The dataset cars can be loaded using data(cars). It contains data on speed (in mph) and stopping distance (in ft) from 50 experiments in the 1950s.

Task Make a scatter plot.

We will try to fit and evaluate a linear model for this data.

Task Make a linear regression. Which do you believe to be the response variable?

Task Evaluate the validity of your linear regression. Remember to check both the residual plot and the QQ-plot.

Task Interpret your results. Does your linear model accurately describe the behavior of your data?

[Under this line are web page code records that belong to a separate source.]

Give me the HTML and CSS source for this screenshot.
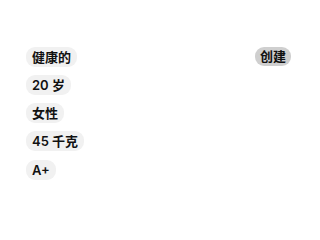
FILE: index.html
```html
<!DOCTYPE html>
<html lang="zh">
<head>
<meta charset="utf-8">
<link rel="stylesheet" href="styles.css">
</head>
<body>
<div class="screen">
  <div class="tags">
    <span class="tag">健康的</span>
    <span class="tag">20 岁</span>
    <span class="tag">女性</span>
    <span class="tag">45 千克</span>
    <span class="tag">A+</span>
  </div>
  <button class="create">创建</button>
</div>
</body>
</html>
```
FILE: styles.css
```css
html, body {
  margin: 0;
  padding: 0;
  background: #ffffff;
}
body {
  font-family: Inter, "Noto Sans CJK SC", sans-serif;
  color: #111;
}
.screen {
  display: flex;
  justify-content: space-between;
  align-items: flex-start;
  padding: 47px 29px 0 26px;
}
.tags {
  display: flex;
  flex-direction: column;
  align-items: flex-start;
  gap: 8px;
}
.tag {
  display: inline-flex;
  align-items: center;
  height: 20px;
  padding: 0 6px;
  border-radius: 9px;
  background: #f1f1f1;
  font-size: 13px;
  font-weight: 600;
  line-height: 20px;
}
.tag:last-child {
  margin-top: 1px;
}
.create {
  display: inline-flex;
  align-items: center;
  height: 19px;
  padding: 0 5px;
  border: none;
  border-radius: 9px;
  background: #cfcfcf;
  color: #111;
  font-family: Inter, "Noto Sans CJK SC", sans-serif;
  font-size: 13px;
  font-weight: 600;
  line-height: 19px;
}
```
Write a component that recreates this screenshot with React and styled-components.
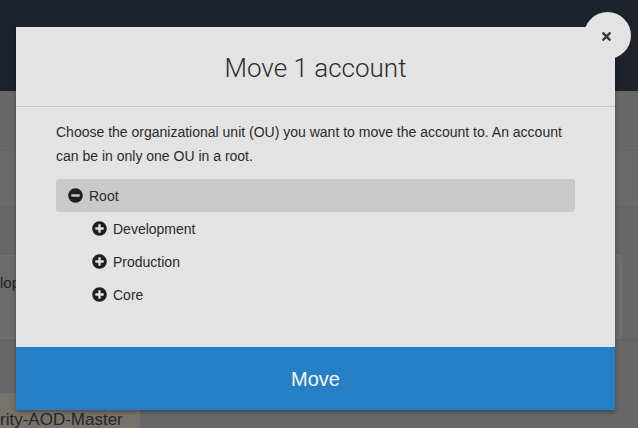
import React from "react";
import styled, { createGlobalStyle } from "styled-components";
import { FaMinusCircle, FaPlusCircle, FaTimes } from "react-icons/fa";

const GlobalStyle = createGlobalStyle`
  html, body {
    margin: 0;
    padding: 0;
    width: 638px;
    height: 428px;
    overflow: hidden;
    background: #676767;
    font-family: "Liberation Sans", Arial, sans-serif;
  }
`;

// page underneath the overlay (already dimmed)
const Page = styled.div`
  width: 638px;
  height: 428px;
  display: flex;
  flex-direction: column;
  background: #676767;
`;

const TopBar = styled.header`
  height: 91px;
  flex-shrink: 0;
  background: #1b222b;
`;

const Band = styled.div`
  height: ${(p) => p.h}px;
  flex-shrink: 0;
  background: ${(p) => p.bg || "#676767"};
  border-top: ${(p) => (p.line ? "1px solid #626262" : "none")};
`;

const Card = styled.div`
  height: 84px;
  width: 622px;
  flex-shrink: 0;
  box-sizing: border-box;
  background: #6b6b6b;
  border: 1px solid #727272;
  border-left: none;
  border-radius: 0 4px 4px 0;
  padding-top: 18px;
  font-size: 15px;
  line-height: 17px;
  color: #232323;
`;

const TableRow = styled.div`
  height: 38px;
  flex-shrink: 0;
  display: flex;
`;

const Cell = styled.div`
  width: 140px;
  background: #77736b;
  font-size: 17px;
  color: #262626;
  display: flex;
  align-items: flex-end;
  white-space: nowrap;
  padding-bottom: 1px;
`;

const Modal = styled.div`
  position: absolute;
  left: 16px;
  top: 27px;
  width: 599px;
  background: #e3e3e3;
  box-shadow: 0 2px 4px rgba(0, 0, 0, 0.35);
  display: flex;
  flex-direction: column;
`;

const Close = styled.button`
  position: absolute;
  right: -16px;
  top: -15px;
  width: 47px;
  height: 47px;
  border-radius: 50%;
  border: none;
  background: #e3e3e3;
  display: flex;
  align-items: center;
  justify-content: center;
  padding: 0;
  color: #383838;
  font-size: 13px;
  svg {
    margin-left: -2px;
    margin-top: 2px;
  }
`;

const Header = styled.div`
  height: 79px;
  border-bottom: 1px solid #c5c5c5;
  display: flex;
  align-items: center;
  justify-content: center;
`;

const Title = styled.h2`
  margin: 2px 0 0;
  font-family: Roboto, "Liberation Sans", sans-serif;
  font-weight: 300;
  font-size: 26px;
  color: #2e2e2e;
`;

const Body = styled.div`
  padding: 13px 40px 36px;
`;

const Intro = styled.p`
  margin: 0 0 11px;
  font-size: 14px;
  line-height: 24px;
  color: #2b2b2b;
`;

const Node = styled.div`
  height: 33px;
  display: flex;
  align-items: center;
  gap: 6px;
  padding-left: ${(p) => 12 + p.depth * 24}px;
  background: ${(p) => (p.selected ? "#c9c9c9" : "transparent")};
  border-radius: 3px;
  font-size: 14px;
  color: #2b2b2b;
  svg {
    font-size: 15px;
    color: #1f1f1f;
  }
`;

const MoveButton = styled.button`
  height: 63px;
  border: none;
  background: #267ec5;
  color: #f4f8fc;
  font-family: "Liberation Sans", Arial, sans-serif;
  font-size: 20px;
  padding: 2px 0 0;
`;

const children = ["Development", "Production", "Core"];

export default function App() {
  return (
    <>
      <GlobalStyle />
      <Page>
        <TopBar />
        <Band h={59} />
        <Band h={55} bg="#6a6a6a" line />
        <Band h={48} line />
        <Card>lop</Card>
        <Band h={53} line />
        <TableRow>
          <Cell>rity-AOD-Master</Cell>
        </TableRow>
      </Page>
      <Modal>
        <Close aria-label="Close">
          <FaTimes />
        </Close>
        <Header>
          <Title>Move 1 account</Title>
        </Header>
        <Body>
          <Intro>
            Choose the organizational unit (OU) you want to move the account to. An account
            can be in only one OU in a root.
          </Intro>
          <Node depth={0} selected>
            <FaMinusCircle />
            Root
          </Node>
          {children.map((name) => (
            <Node depth={1} key={name}>
              <FaPlusCircle />
              {name}
            </Node>
          ))}
        </Body>
        <MoveButton>Move</MoveButton>
      </Modal>
    </>
  );
}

The function predict can be used to make predictions from a model. You use it like this:

y.pred = predict(model, data.frame(x=c(x1, x2, ...)))

where the second argument to the function predict is a data frame with a variable named the exact same thing as the predictor in the model, containing the values at which to make a prediction.

Task What are my stopping distances if I am driving at 10mph, 15mph, or 20mph?

predict can also compute the prediction error. We can use this to plot a confidence band around the prediction line. To get the prediction error, give the argument se.fit = TRUE to predict. The result has ypred$fit for the predicted values and y.pred$se.fit for the standard errors.

We might do something like this for a 95% prediction band:

x = data.frame(x=c(x1, x2, ...)
y.pred = predict(model, x, se.fit=TRUE)
x$y.pred = y.pred$fit
x$y.lo = y.pred$fit - qnorm(0.95) * y.pred$se.fit
x$y.hi = y.pred$fit + qnorm(0.95) * y.pred$se.fit

Once we have a data frame with the bounds for the interval extracted, the band can be plotted using the function gf_ribbon:

x %>% gf_line(y.pred ~ x) %>% gf_ribbon(y.lo + y.hi ~ x, alpha=0.5)

If you want to include the original data in the plot, you can do this by adding the data= parameter to gf_point:

x %>% 
  gf_line(y.pred ~ x) %>% 
  gf_ribbon(y.lo + y.hi ~ x, alpha=0.5) %>% 
  gf_point(dist ~ speed, data=cars)

Task Make a plot like this.

Work session

Once you are done with this, work on your report drafts.